◆ EXERCISE
Scan the lines below for the string "styled" and report how many lines contain it, giving only the number.

'''

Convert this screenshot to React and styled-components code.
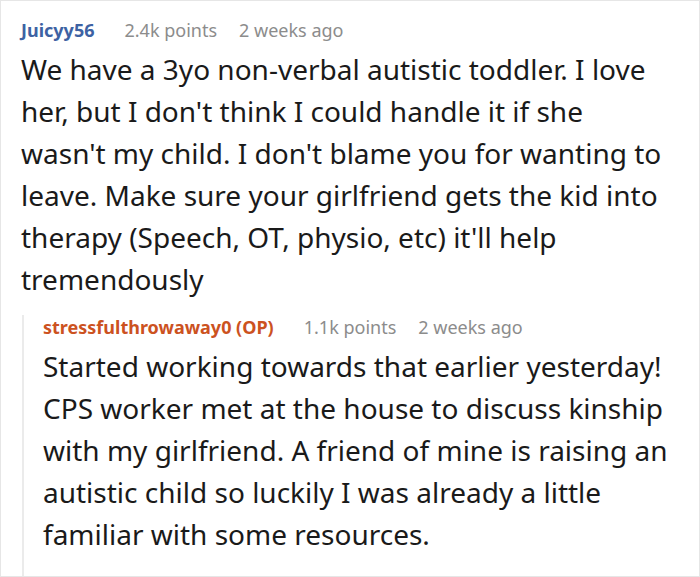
import styled, { createGlobalStyle } from 'styled-components'

const GlobalStyle = createGlobalStyle`
  html, body {
    margin: 0;
    padding: 0;
    background: #ffffff;
  }
  body {
    font-family: "Noto Sans", "Open Sans", sans-serif;
  }
`

const Page = styled.div`
  box-sizing: border-box;
  width: 700px;
  height: 577px;
  border: 1px solid #e6e6e6;
  padding-top: 17px;
  display: flex;
  flex-direction: column;
  overflow: hidden;
`

const Comment = styled.div`
  padding-left: ${({ $nested }) => ($nested ? '19px' : '20px')};
  padding-right: ${({ $nested }) => ($nested ? '18px' : '34px')};
  margin-left: ${({ $nested }) => ($nested ? '21px' : '0')};
  margin-top: ${({ $nested }) => ($nested ? '15px' : '0')};
  border-left: ${({ $nested }) => ($nested ? '2px solid #ebebeb' : 'none')};
  flex: ${({ $nested }) => ($nested ? '1' : 'none')};
`

const Header = styled.div`
  display: flex;
  align-items: baseline;
  gap: 22px;
  font-size: 18px;
  line-height: 24px;
`

const Author = styled.span`
  font-weight: 700;
  margin-right: 8px;
  color: ${({ $op }) => ($op ? '#cc521f' : '#3d62a3')};
`

const Meta = styled.span`
  color: #8c8c8c;
`

const Body = styled.p`
  margin: 6px 0 0 0;
  font-size: 28px;
  line-height: 42px;
  color: #1a1a1a;
`

const comments = [
  {
    author: 'Juicyy56',
    points: '2.4k points',
    time: '2 weeks ago',
    text: "We have a 3yo non-verbal autistic toddler. I love her, but I don't think I could handle it if she wasn't my child. I don't blame you for wanting to leave. Make sure your girlfriend gets the kid into therapy (Speech, OT, physio, etc) it'll help tremendously",
  },
  {
    author: 'stressfulthrowaway0 (OP)',
    points: '1.1k points',
    time: '2 weeks ago',
    text: 'Started working towards that earlier yesterday! CPS worker met at the house to discuss kinship with my girlfriend. A friend of mine is raising an autistic child so luckily I was already a little familiar with some resources.',
    op: true,
  },
]

function CommentBlock({ comment, nested, children }) {
  return (
    <Comment $nested={nested}>
      <Header>
        <Author $op={comment.op}>{comment.author}</Author>
        <Meta>{comment.points}</Meta>
        <Meta>{comment.time}</Meta>
      </Header>
      <Body>{comment.text}</Body>
      {children}
    </Comment>
  )
}

export default function App() {
  return (
    <>
      <GlobalStyle />
      <Page>
        <CommentBlock comment={comments[0]} />
        <CommentBlock comment={comments[1]} nested />
      </Page>
    </>
  )
}
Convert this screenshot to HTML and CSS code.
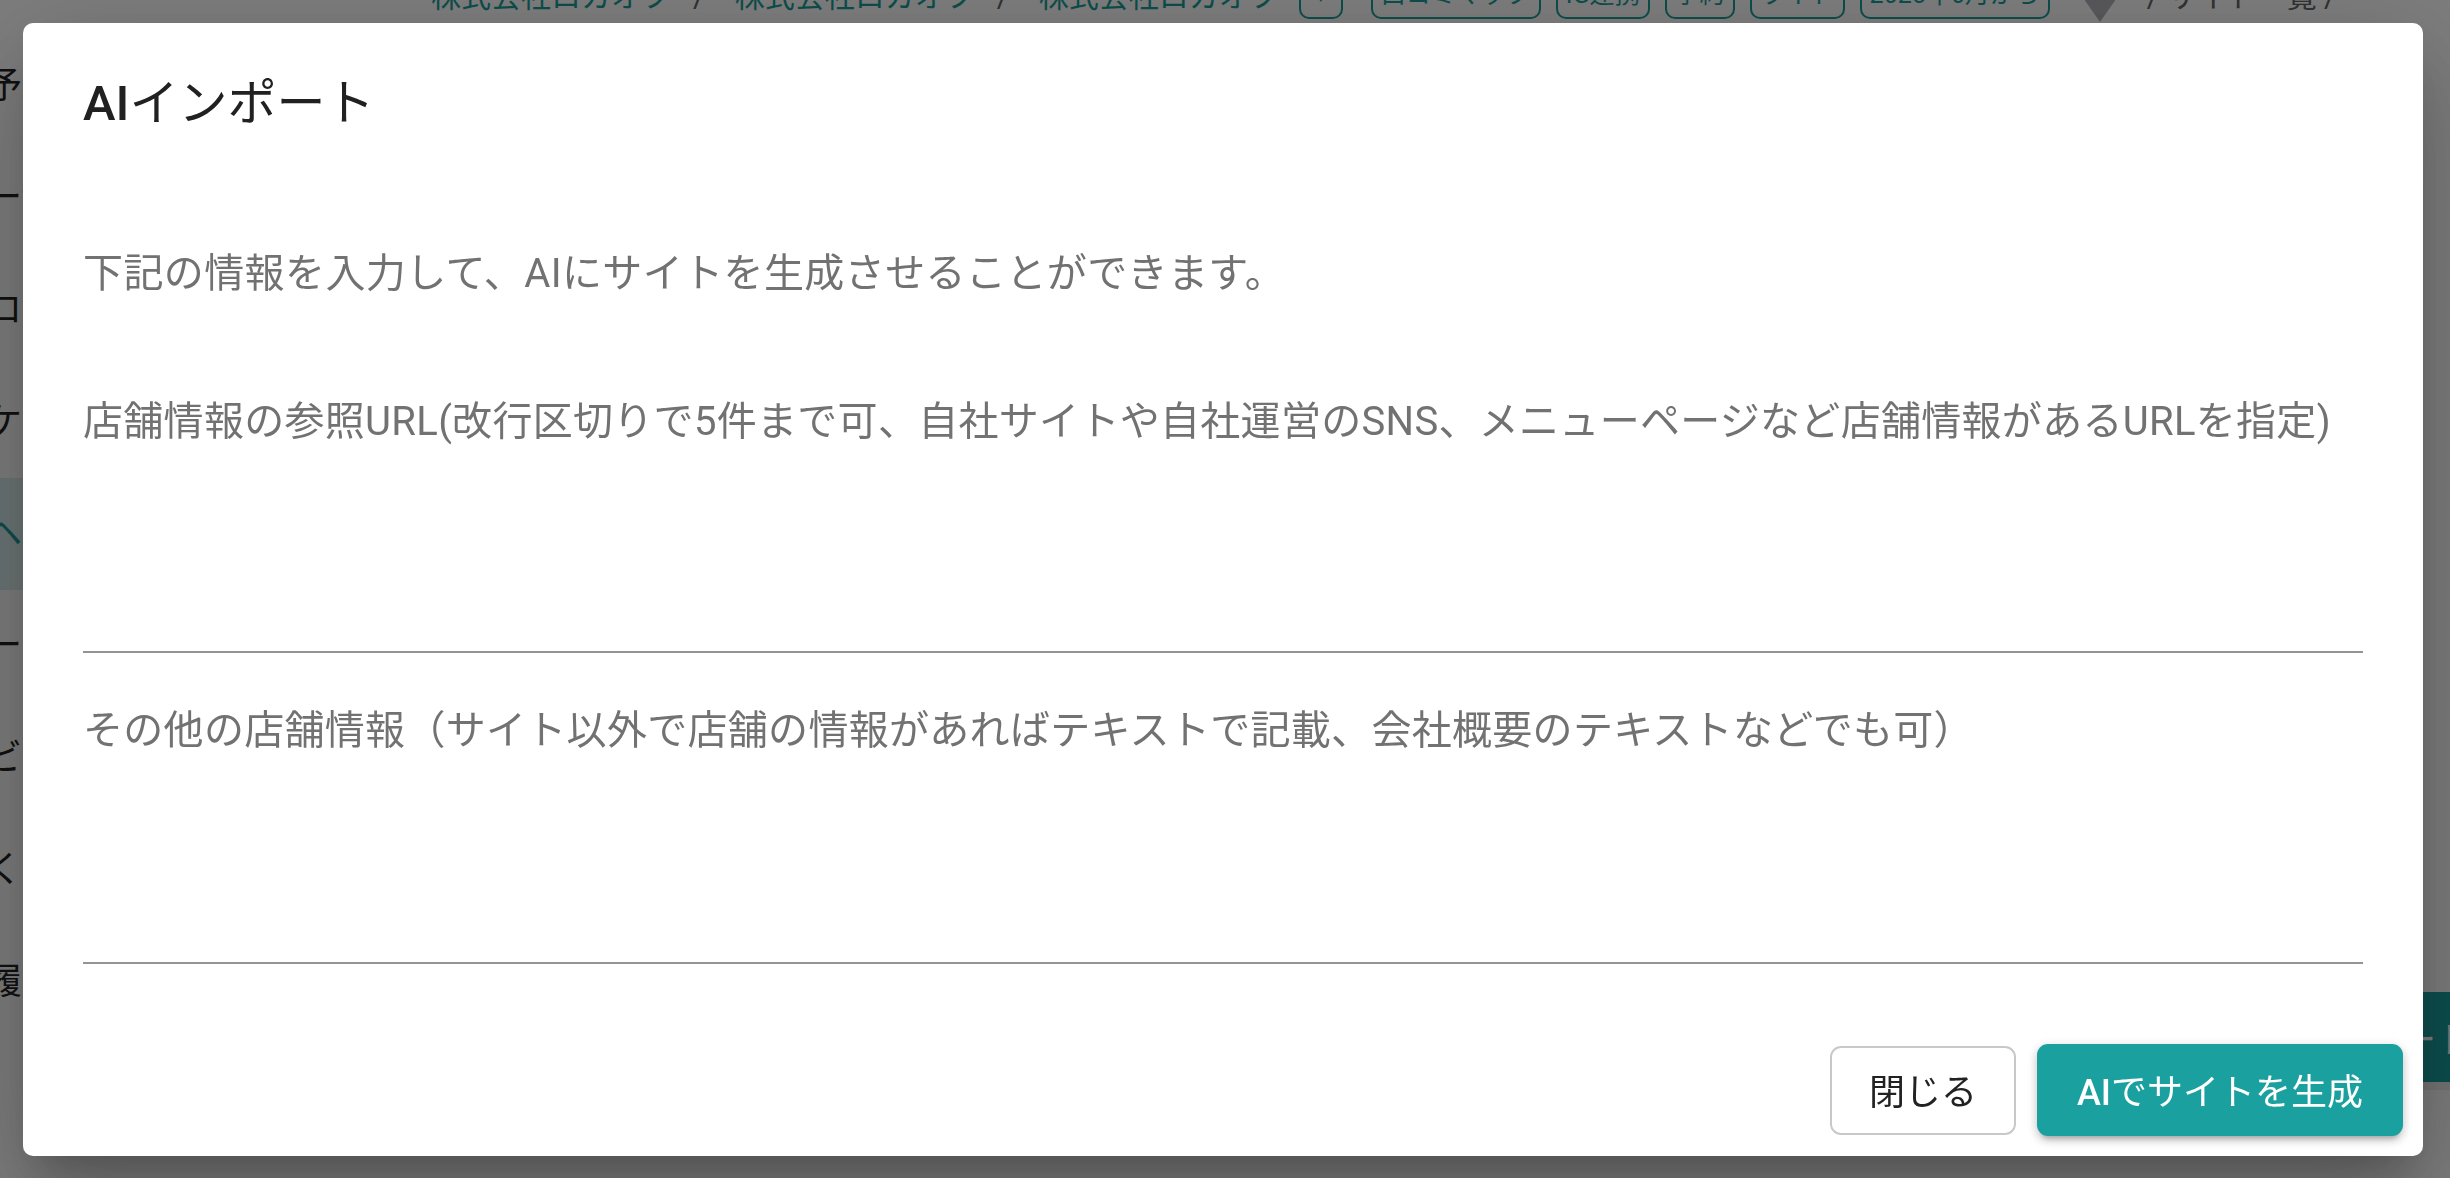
FILE: index.html
```html
<!DOCTYPE html>
<html lang="ja">
<head>
    <meta charset="UTF-8">
    <title>AIインポート - サイト一覧</title>
    <meta name="viewport" content="width=device-width, initial-scale=1">
    <link rel="stylesheet" href="styles.css">
</head>
<body>
    <div class="page">
        <header class="topbar">
            <nav class="crumbs">
                <a href="#">株式会社ロカオフ</a><span class="sep">/</span>
                <a href="#">株式会社ロカオフ</a><span class="sep">/</span>
                <a href="#">株式会社ロカオフ</a>
            </nav>
            <div class="chips">
                <span class="chip chip-small">▼</span>
                <span class="chip">口コミマップ</span>
                <span class="chip">IG連携</span>
                <span class="chip">予約</span>
                <span class="chip">ライト</span>
                <span class="chip">2025年6月から</span>
            </div>
            <span class="caret"></span>
            <span class="crumb-tail">/ サイト一覧 /</span>
        </header>
        <div class="layout">
            <aside class="sidebar">
                <a href="#">予約管理</a>
                <a href="#">ーザー管理</a>
                <a href="#">ロゴ設定</a>
                <a href="#">ケータイ</a>
                <a href="#" class="active">ヘッダー</a>
                <a href="#">ーナー</a>
                <a href="#">ビュー</a>
                <a href="#">くちコミ</a>
                <a href="#">履歴</a>
            </aside>
            <main class="main">
                <div class="toolbar">
                    <button class="btn-import">サイトをインポート</button>
                </div>
                <div class="table-head"></div>
            </main>
        </div>
    </div>

    <div class="backdrop">
        <div class="dialog" role="dialog">
            <h2 class="dialog-title"><span class="latin">AI</span>インポート</h2>
            <div class="dialog-content">
                <p class="intro">下記の情報を入力して、AIにサイトを生成させることができます。</p>
                <div class="field">
                    <label for="ref-urls">店舗情報の参照URL(改行区切りで5件まで可、自社サイトや自社運営のSNS、メニューページなど店舗情報があるURLを指定)</label>
                    <textarea id="ref-urls"></textarea>
                </div>
                <div class="field">
                    <label for="other-info">その他の店舗情報（サイト以外で店舗の情報があればテキストで記載、会社概要のテキストなどでも可）</label>
                    <textarea id="other-info"></textarea>
                </div>
            </div>
            <div class="dialog-actions">
                <button class="btn btn-outline">閉じる</button>
                <button class="btn btn-primary"><span class="latin">AI</span>でサイトを生成</button>
            </div>
        </div>
    </div>
</body>
</html>
```

FILE: styles.css
```css
body {
    margin: 0;
    width: 2450px;
    height: 1178px;
    overflow: hidden;
    font-family: Roboto, "Noto Sans CJK JP", sans-serif;
    background: #fff;
    color: #222;
}

/* page behind the dialog */
.page {
    width: 2450px;
}
.topbar {
    display: flex;
    align-items: flex-end;
    height: 60px;
    margin-top: -41px;
    padding-left: 431px;
    white-space: nowrap;
}
.crumbs {
    font-size: 30px;
    line-height: 30px;
    margin-bottom: 7px;
    color: #666;
}
.crumbs a {
    color: #1a9e9a;
    text-decoration: none;
}
.crumbs .sep { margin: 0 22px; }
.chips {
    display: flex;
    gap: 15px;
    margin-left: 20px;
}
.chip {
    display: flex;
    align-items: center;
    height: 50px;
    padding: 0 8px;
    border: 2px solid #1a9e9a;
    border-radius: 10px;
    color: #1a9e9a;
    font-size: 25px;
}
.chip-small {
    padding: 0 10px;
    font-size: 20px;
    margin-right: 13px;
}
.caret {
    width: 0;
    height: 0;
    margin: 0 26px -3px 29px;
    border-left: 21px solid transparent;
    border-right: 21px solid transparent;
    border-top: 30px solid #b4b4bc;
}
.crumb-tail {
    font-size: 30px;
    line-height: 30px;
    margin-bottom: 7px;
    color: #666;
}
.layout {
    display: flex;
}
.sidebar {
    width: 420px;
    padding-top: 11px;
    display: flex;
    flex-direction: column;
    overflow: hidden;
}
.sidebar a {
    height: 112px;
    line-height: 112px;
    font-size: 36px;
    text-indent: -14px;
    color: #222;
    text-decoration: none;
    white-space: nowrap;
}
.sidebar a.active {
    background: #dbeeee;
    color: #1a9e9a;
}
.main {
    flex: 1;
    display: flex;
    flex-direction: column;
}
.toolbar {
    display: flex;
    justify-content: flex-end;
    margin-top: 973px;
}
.btn-import {
    height: 90px;
    padding: 0 40px;
    margin-right: -62px;
    border: 0;
    border-radius: 10px;
    background: #1ba0a0;
    color: #fff;
    font: inherit;
    font-size: 36px;
}
.table-head {
    height: 8px;
    background: #eee;
}

/* dialog */
.backdrop {
    position: fixed;
    inset: 0;
    display: flex;
    padding: 23px 27px 22px 23px;
    background: rgba(0, 0, 0, 0.51);
}
.dialog {
    flex: 1;
    display: flex;
    flex-direction: column;
    background: #fff;
    border-radius: 10px;
    box-shadow: 0 27px 37px -17px rgba(0,0,0,.2), 0 59px 93px 7px rgba(0,0,0,.14), 0 22px 113px 20px rgba(0,0,0,.12);
}
.dialog-title {
    margin: 0;
    padding: 42px 60px 0;
    font-size: 49px;
    line-height: 78px;
    font-weight: 400;
    color: #212121;
}
.latin { font-weight: 500; }
.dialog-content {
    padding: 0 60px;
}
.intro {
    margin: 101px 0 0;
    font-size: 40px;
    letter-spacing: 0.4px;
    line-height: 59px;
    color: #727272;
}
.field {
    display: flex;
    flex-direction: column;
    margin-top: 91px;
}
.field + .field { margin-top: 50px; }
.field label {
    font-size: 40px;
    letter-spacing: 0.3px;
    line-height: 56px;
    color: #727272;
    white-space: nowrap;
}
.field textarea {
    height: 201px;
    padding: 0;
    border: 0;
    border-bottom: 2px solid #949494;
    background: transparent;
    resize: none;
    outline: none;
    font: inherit;
    font-size: 40px;
}
.field + .field textarea { height: 203px; }
.dialog-actions {
    margin-top: auto;
    display: flex;
    justify-content: flex-end;
    align-items: center;
    gap: 21px;
    padding: 0 20px 20px;
}
.btn {
    font: inherit;
    font-size: 36px;
    border-radius: 11px;
    padding-bottom: 4px;
    cursor: pointer;
}
.btn-outline {
    height: 89px;
    padding-left: 37px;
    padding-right: 37px;
    background: #fff;
    border: 2px solid #c8c8c8;
    color: #222;
}
.btn-primary {
    height: 92px;
    padding-left: 40px;
    padding-right: 40px;
    background: #1ba0a0;
    border: 0;
    color: #fff;
    box-shadow: 0 7px 5px -5px rgba(0,0,0,.2), 0 5px 10px rgba(0,0,0,.14), 0 2px 12px rgba(0,0,0,.12);
}
```
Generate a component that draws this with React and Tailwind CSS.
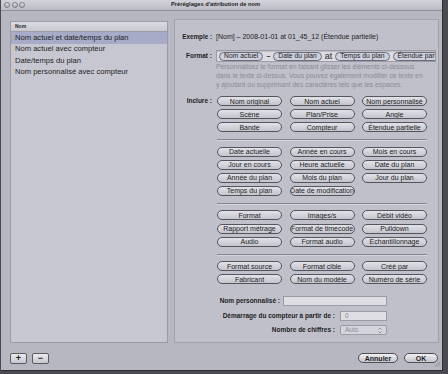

'''

◆ CORRECT OUTPUT
8